On Sept. 29 the four banking and thrift agencies issued guidelines setting disclosure and underwriting standards for alternative mortgages. The OTS, with the most experience among the agencies in regulating mortgage lending, is widely expected to apply the guidelines with more restraint than the other agencies.

"The OTS understands the business better, and also, as a class of institutions, thrifts do this business better," said Robert Davis, the lead lobbyist at America's Community Bankers.

"The OTS is a little more relaxed," said one thrift executive. "The other agencies don't understand these products as well, so they are less comfortable leaving some of the management issues to the judgment of the examiner in the field.

"There is no question there is anxiety among the national banks about how the OCC is going to do this on the ground," he added.

The OTS also trumps the OCC in its legal standing to preempt state laws. The OCC is going before the Supreme Court on Nov. 29 to defend its authority to let operating subsidiaries of national banks ignore state laws. The agency has repeatedly won in the Supreme Court, but even its supporters concede defeat is a possibility.

"If the Supreme Court rules against the OCC, the thrift charter will get a boon," said Ronald R. Glancz, a partner in the Venable law firm here.

The OCC and the OTS declined to comment Thursday.

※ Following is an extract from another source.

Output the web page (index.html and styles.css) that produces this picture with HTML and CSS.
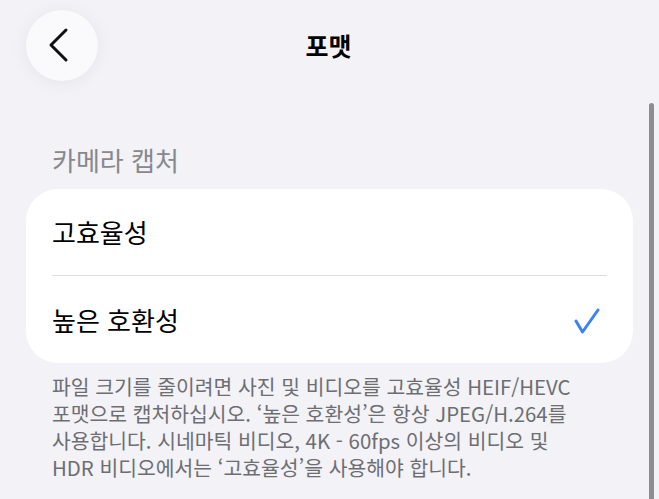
FILE: index.html
```html
<!DOCTYPE html>
<html lang="ko">
<head>
<meta charset="utf-8">
<title>포맷</title>
<link rel="stylesheet" href="styles.css">
</head>
<body>
<div class="screen">
  <header class="nav">
    <div class="nav-left">
      <button class="back" aria-label="뒤로">
        <svg width="24" height="36" viewBox="0 0 24 36"><polyline points="18,3 3,18 18,33" fill="none" stroke="#111" stroke-width="3" stroke-linecap="round" stroke-linejoin="round"/></svg>
      </button>
    </div>
    <h1 class="title">포맷</h1>
    <div class="nav-right"></div>
  </header>

  <section class="section">
    <h2 class="section-header">카메라 캡처</h2>
    <div class="card">
      <div class="row">
        <div class="row-inner"><span class="label">고효율성</span></div>
      </div>
      <div class="row last">
        <div class="row-inner">
          <span class="label">높은 호환성</span>
          <svg class="check" width="26" height="26" viewBox="0 0 26 26"><polyline points="2,13 8.5,24 24,2" fill="none" stroke="#3a82f7" stroke-width="3" stroke-linecap="round" stroke-linejoin="round"/></svg>
        </div>
      </div>
    </div>
    <p class="footer">파일 크기를 줄이려면 사진 및 비디오를 고효율성 HEIF/HEVC<br>포맷으로 캡처하십시오. ‘높은 호환성’은 항상 JPEG/H.264를<br>사용합니다. 시네마틱 비디오, 4K - 60fps 이상의 비디오 및<br>HDR 비디오에서는 ‘고효율성’을 사용해야 합니다.</p>
  </section>
  <div class="scrollbar"></div>
</div>
</body>
</html>
```
FILE: styles.css
```css
html, body {
  margin: 0;
  padding: 0;
  background: #f2f2f7;
}
body {
  font-family: "Noto Sans CJK KR", "Noto Sans", sans-serif;
  color: #000;
  width: 659px;
  height: 499px;
  overflow: hidden;
}
.screen {
  position: relative;
  height: 499px;
}
.nav {
  display: grid;
  grid-template-columns: 1fr auto 1fr;
  align-items: center;
  height: 92px;
}
.nav-left {
  padding-left: 26px;
  padding-bottom: 2px;
}
.back {
  width: 72px;
  height: 71px;
  border-radius: 50%;
  border: none;
  background: #fafafc;
  box-shadow: 0 2px 18px rgba(0,0,0,0.06);
  display: flex;
  align-items: center;
  justify-content: center;
  padding: 0 4px 0 0;
}
.title {
  margin: 0;
  font-size: 25px;
  font-weight: 700;
  line-height: 30px;
  padding-bottom: 2px;
  padding-right: 2px;
}
.section {
  padding: 0 26px;
}
.section-header {
  margin: 52px 0 0;
  padding-left: 26px;
  font-size: 26px;
  font-weight: 400;
  line-height: 32px;
  color: #88888d;
}
.card {
  margin-top: 13px;
  background: #fff;
  border-radius: 32px;
}
.row {
  padding: 0 26px;
}
.row-inner {
  display: flex;
  align-items: center;
  justify-content: space-between;
  height: 86px;
  border-bottom: 1px solid #dedee2;
  padding-right: 7px;
}
.row.last .row-inner {
  height: 87px;
  border-bottom: none;
}
.label {
  font-size: 26px;
  line-height: 32px;
}
.check {
  display: block;
  margin-top: 2px;
}
.footer {
  margin: 10px 0 0;
  padding-left: 26px;
  font-size: 20.4px;
  line-height: 27px;
  color: #6d6d72;
  white-space: nowrap;
}
.scrollbar {
  position: absolute;
  left: 649px;
  top: 103px;
  width: 5px;
  height: 400px;
  border-radius: 3px 3px 0 0;
  background: #8e8e92;
}
```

It has been an up-and-down year for OTS. Before Countrywide's move, it lost two of its biggest thrifts. First, Citigroup Inc. decided to move $174 billion of assets from two thrift charters into its national bank. (Citi kept one thrift charter, the $60 billion-asset Citicorp Trust Bank in Wilmington, Del.)

And in May Capital One Financial Corp. in McLean, Va., said it would shift the bulk of its retail banking assets into a nationally chartered bank.

Also on the plus side, Wachovia Corp. has made no move to fold World Savings Bank, the OTS' third-largest thrift, with $128 billion of assets, into its national bank. Wachovia closed its deal on Oct. 1 for World Savings' parent, Golden West Financial Corp.

Once these moves are complete, the top four thrifts would be Washington Mutual Inc., which dominates the list at $350 billion of assets; World Savings; Sovereign Bank in Philadelphia; and Countrywide.

Countrywide acquired a national bank charter in May 2001 with the purchase of Treasury Bank in the District of Columbia area, and it changed the name to Countrywide Bank in September 2005.